Promotional single by Dire Straits

from the album Love over Gold
- Released: 1982
- Genre: Progressive rock; art rock;
- Length: 14:18 (album version) 5:05 (single edit)
- Label: Vertigo
- Songwriter: Mark Knopfler
- Producer: Mark Knopfler

= Telegraph Road (song) =

"Telegraph Road" is a song by British rock band Dire Straits, written by Mark Knopfler. It is the opening track on the 1982 album Love over Gold.

==Release and live performances==
The song was first played live at the opening concert of the band's "Making Movies" Australian tour (Perth Entertainment Centre, 22 March 1981) as the final encore. "Telegraph Road" became a staple of Dire Straits and Mark Knopfler solo tours. A slightly shorter live version of the song is included in the 1984 live album Alchemy: Dire Straits Live, and a remixed edit of that performance is included in their 1988 greatest hits album Money for Nothing. The original studio version is the opening track on the double disc version of the compilation The Best of Dire Straits & Mark Knopfler: Private Investigations. The song was cut down to 5:05 for a single release in 1983, with "Twisting By The Pool" as the B-side.

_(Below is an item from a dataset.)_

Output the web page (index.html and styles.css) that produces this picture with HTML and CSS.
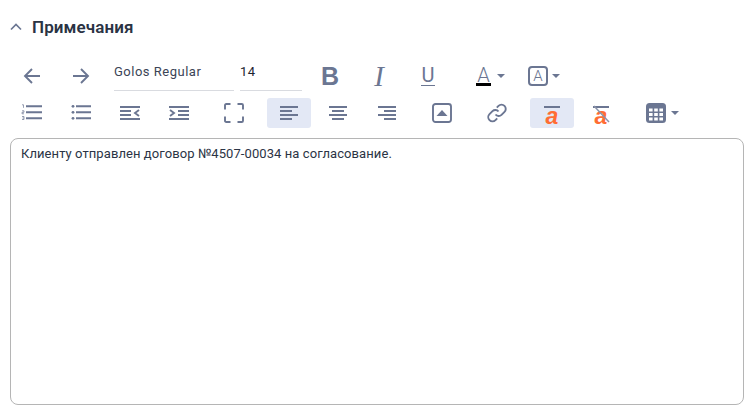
FILE: index.html
```html
<!DOCTYPE html>
<html lang="ru">
<head>
    <meta charset="UTF-8">
    <meta name="viewport" content="width=device-width, initial-scale=1.0">
    <title>Примечания</title>
    <link rel="stylesheet" href="styles.css">
</head>
<body>

<section class="notes">
    <div class="notes-header">
        <svg class="chevron" width="12" height="8" viewBox="0 0 12 8"><path d="M1 6.500 6 1.500l5 5" fill="none" stroke="#6b7692" stroke-width="1.700"/></svg>
        <h2 class="notes-title">Примечания</h2>
    </div>

    <div class="toolbar-row">
        <button class="tool"><svg width="20" height="20" viewBox="0 0 20 20"><path d="M18 10H3M10 3l-7 7 7 7" class="line"/></svg></button>
        <button class="tool"><svg width="20" height="20" viewBox="0 0 20 20"><path d="M2 10h15M10 3l7 7-7 7" class="line"/></svg></button>
        <div class="select select-font">Golos Regular</div>
        <div class="select select-size">14</div>
        <button class="tool tool-b"><span class="glyph-b">B</span></button>
        <button class="tool"><span class="glyph-i">I</span></button>
        <button class="tool"><span class="glyph-u">U</span></button>
        <button class="tool tool-color">
            <span class="glyph-a">A</span>
            <i class="caret"></i>
        </button>
        <button class="tool tool-bg">
            <span class="glyph-box">A</span>
            <i class="caret"></i>
        </button>
    </div>

    <div class="toolbar-row toolbar-second">
        <button class="tool"><svg width="22" height="18" viewBox="0 0 22 18"><path d="M5 2.300h16M5 8.300h16M5 14.300h16" class="line" stroke-width="1.600"/><path d="M1 .8h1.500v3M1 6.800h2v1.500H1v1.500h2M1 12.500h2v3H1M1.500 14H3" fill="none" stroke="#6b7692" stroke-width=".7"/></svg></button>
        <button class="tool"><svg width="22" height="18" viewBox="0 0 22 18"><path d="M6 2.300h15M6 8.300h15M6 14.300h15" class="line" stroke-width="1.600"/><circle cx="3" cy="2.300" r="1.400" class="fill"/><circle cx="3" cy="8.300" r="1.400" class="fill"/><circle cx="3" cy="14.300" r="1.400" class="fill"/></svg></button>
        <button class="tool"><svg width="20" height="16" viewBox="0 0 20 16"><path d="M0 2h20M0 6h11M0 10h11M0 14h20" class="line" stroke-width="1.700"/><path d="M19 5l-4 3 4 3" class="line" stroke-width="1.700"/></svg></button>
        <button class="tool"><svg width="20" height="16" viewBox="0 0 20 16"><path d="M0 2h20M9 6h11M9 10h11M0 14h20" class="line" stroke-width="1.700"/><path d="M1 5l4 3-4 3" class="line" stroke-width="1.700"/></svg></button>
        <button class="tool group-start"><svg width="20" height="20" viewBox="0 0 20 20"><path d="M1 6.500V2.300Q1 1 2.300 1H6.500M13.500 1h4.200Q19 1 19 2.300V6.500M19 13.500v4.200Q19 19 17.700 19H13.500M6.500 19H2.300Q1 19 1 17.700V13.500" class="line" stroke-width="2"/></svg></button>
        <button class="tool group-start active"><svg width="18" height="14" viewBox="0 0 18 14"><path d="M0 1h18M0 5h12M0 9h18M0 13h12" class="line" stroke-width="1.700"/></svg></button>
        <button class="tool"><svg width="18" height="14" viewBox="0 0 18 14"><path d="M0 1h18M3 5h12M0 9h18M3 13h12" class="line" stroke-width="1.700"/></svg></button>
        <button class="tool"><svg width="18" height="14" viewBox="0 0 18 14"><path d="M0 1h18M6 5h12M0 9h18M6 13h12" class="line" stroke-width="1.700"/></svg></button>
        <button class="tool group-start"><svg width="20" height="20" viewBox="0 0 20 20"><rect x="1" y="1" width="18" height="18" rx="2.500" class="line" stroke-width="2"/><path d="M4.500 13 10 7l5.500 6z" class="fill"/></svg></button>
        <button class="tool group-start"><svg width="22" height="22" viewBox="0 0 22 22"><path d="M9.500 12.500a4 4 0 0 0 6 .4l3-3a4.200 4.200 0 0 0-6-6l-1.700 1.700M12.500 9.500a4 4 0 0 0-6-.4l-3 3a4.200 4.200 0 0 0 6 6l1.700-1.700" class="line" stroke-width="1.800"/></svg></button>
        <button class="tool group-start active">
            <span class="glyph-over">a</span>
        </button>
        <button class="tool">
            <span class="glyph-over">a</span>
            <svg class="strike" width="18" height="18" viewBox="0 0 18 18"><path d="M1 1l15 16" stroke="#8a93aa" stroke-width="1.500"/></svg>
        </button>
        <button class="tool tool-table">
            <svg width="20" height="20" viewBox="0 0 20 20"><rect width="20" height="20" rx="3.500" class="fill"/><path d="M3 5.500h3.600v3H3zM8.200 5.500h3.600v3H8.200zM13.400 5.500h3.600v3h-3.600zM3 10h3.600v3H3zM8.200 10h3.600v3H8.200zM13.400 10h3.600v3h-3.600zM3 14.500h3.600v3H3zM8.200 14.500h3.600v3H8.200zM13.400 14.500h3.600v3h-3.600z" fill="#fff"/></svg>
            <i class="caret"></i>
        </button>
    </div>

    <div class="editor">Клиенту отправлен договор №4507-00034 на согласование.</div>
</section>

</body>
</html>
```

FILE: styles.css
```css
* {
    box-sizing: border-box;
}

html, body {
    height: 100%;
}

body {
    margin: 0;
    background-color: #fff;
    font-family: 'Roboto', 'Noto Sans', sans-serif;
    color: #2b3445;
}

.notes {
    display: flex;
    flex-direction: column;
    height: 405px;
    padding: 0 12px 0 10px;
}

.notes-header {
    display: flex;
    align-items: center;
    height: 54px;
}

.chevron {
    display: block;
    margin-right: 10px;
    margin-top: -1px;
}

.notes-title {
    margin: 0;
    font-size: 17px;
    font-weight: 600;
    letter-spacing: .1px;
    color: #2a3344;
}

.toolbar-row {
    display: flex;
    margin-top: 7px;
    height: 30px;
    gap: 5px;
}

.tool {
    position: relative;
    display: flex;
    align-items: center;
    justify-content: center;
    flex: none;
    width: 44px;
    height: 30px;
    padding: 0;
    background: none;
    border: none;
    border-radius: 3px;
    font-family: inherit;
}

.tool svg {
    flex: none;
}

.tool.active {
    background-color: #e3e8f5;
}

.group-start {
    margin-left: 6px;
}

.line {
    fill: none;
    stroke: #6b7692;
    stroke-width: 1.900;
}

.fill {
    fill: #6b7692;
}

.select {
    flex: none;
    height: 30px;
    padding-top: 3px;
    border-bottom: 1px solid #d9dbe0;
    font-size: 13px;
    line-height: 16px;
    letter-spacing: .5px;
}

.select-font {
    width: 120px;
    margin-left: 6px;
    color: #3b4456;
}

.select-size {
    width: 62px;
    margin-left: 1px;
    color: #1c2430;
}

.tool-b {
    margin-left: 1px;
}

.glyph-b {
    font-family: 'Liberation Sans', sans-serif;
    font-size: 25px;
    font-weight: 700;
    color: #6b7692;
}

.glyph-i {
    font-family: 'Liberation Serif', serif;
    font-size: 29px;
    font-style: italic;
    color: #6b7692;
}

.glyph-u {
    display: block;
    height: 20px;
    padding: 0 1px;
    border-bottom: 1.500px solid #6b7692;
    font-size: 20px;
    line-height: 18px;
    color: #6b7692;
}

.tool-color {
    justify-content: flex-start;
    gap: 6px;
    padding-left: 9px;
    margin-left: 12px;
}

.glyph-a {
    display: block;
    width: 15px;
    height: 19px;
    border-bottom: 3px solid #000;
    font-size: 20px;
    font-weight: 300;
    line-height: 16px;
    text-align: center;
    color: #6b7692;
}

.tool-bg {
    justify-content: flex-start;
    gap: 4px;
    padding-left: 8px;
    margin-left: 4px;
}

.glyph-box {
    display: block;
    width: 20px;
    height: 20px;
    border: 2px solid #6b7692;
    border-radius: 4px;
    font-size: 15px;
    font-weight: 300;
    line-height: 16px;
    text-align: center;
    color: #6b7692;
}

.caret {
    display: block;
    flex: none;
    width: 0;
    height: 0;
    border-left: 4px solid transparent;
    border-right: 4px solid transparent;
    border-top: 4px solid #6b7692;
}

.glyph-over {
    display: block;
    width: 16px;
    height: 17px;
    margin-top: 2px;
    border-top: 2px solid #6b7692;
    font-family: 'Liberation Sans', sans-serif;
    font-size: 23px;
    font-style: italic;
    font-weight: 700;
    line-height: 16px;
    text-align: center;
    color: #ff6d33;
}

.strike {
    position: absolute;
    left: 14px;
    top: 7px;
}

.tool-table {
    justify-content: flex-start;
    gap: 5px;
    padding-left: 12px;
    margin-left: 6px;
}

.editor {
    flex: 1;
    margin-top: 10px;
    padding: 6px 10px;
    border: 1px solid #b5b5b5;
    border-radius: 8px;
    font-size: 13px;
    letter-spacing: .08px;
    line-height: 18px;
    color: #2b3445;
}
```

==Meaning and inspiration==
Telegraph Road is a major north-south 70 mi thoroughfare in Michigan, and Mark Knopfler was inspired to write the song while riding in the front of the tour bus, which made the journey down Telegraph Road. At the same time, Knopfler was reading the novel Growth of the Soil by the Nobel Prize winning Norwegian author Knut Hamsun and he was inspired to put the two together and write a song about the beginning of the development along Telegraph Road and the changes over the ensuing decades.

==Composition==
The song starts out with a quiet crescendo in the key of G minor that lasts almost two minutes, before the song's main theme starts. After the first verse, the main theme plays again, followed by the second verse. After a guitar solo, a short bridge slows the song down to a quiet keyboard portion similar to the intro, followed by a slow guitar solo. Next, the final two verses play with the main theme in between. The main theme is played one last time, followed by a slightly faster guitar solo lasting about five minutes and eventually fading out. "Telegraph Road" is the last song recorded with Pick Withers on drums, as he was replaced by Terry Williams.

==Reception==
In a contemporary review for Rolling Stone magazine, David Fricke praised "Telegraph Road", and he characterized as a "challenge to the average pop fan's attention span" with its "historic sweep and intimate tension". Loudersound.com ranks "Telegraph Road" 6th among Dire Straits' best songs, while Return of Rock ranks it 5th, describing it as "A fourteen-minute masterpiece worth every second of its length. …it deserves to be on the list of the best long-form songs and progressive rock songs."

==Personnel==
- Mark Knopfler – vocals, electric guitar and resonator guitar
- John Illsley – bass guitar
- Hal Lindes – electric guitar
- Alan Clark – piano, organ, synthesizers
- Pick Withers – drums

== Certifications ==

Certifications for "Telegraph Road"
| Region | Certification | Certified units/sales |
| New Zealand (RMNZ) | Gold | 15,000^{‡} |
^{‡} Sales+streaming figures based on certification alone.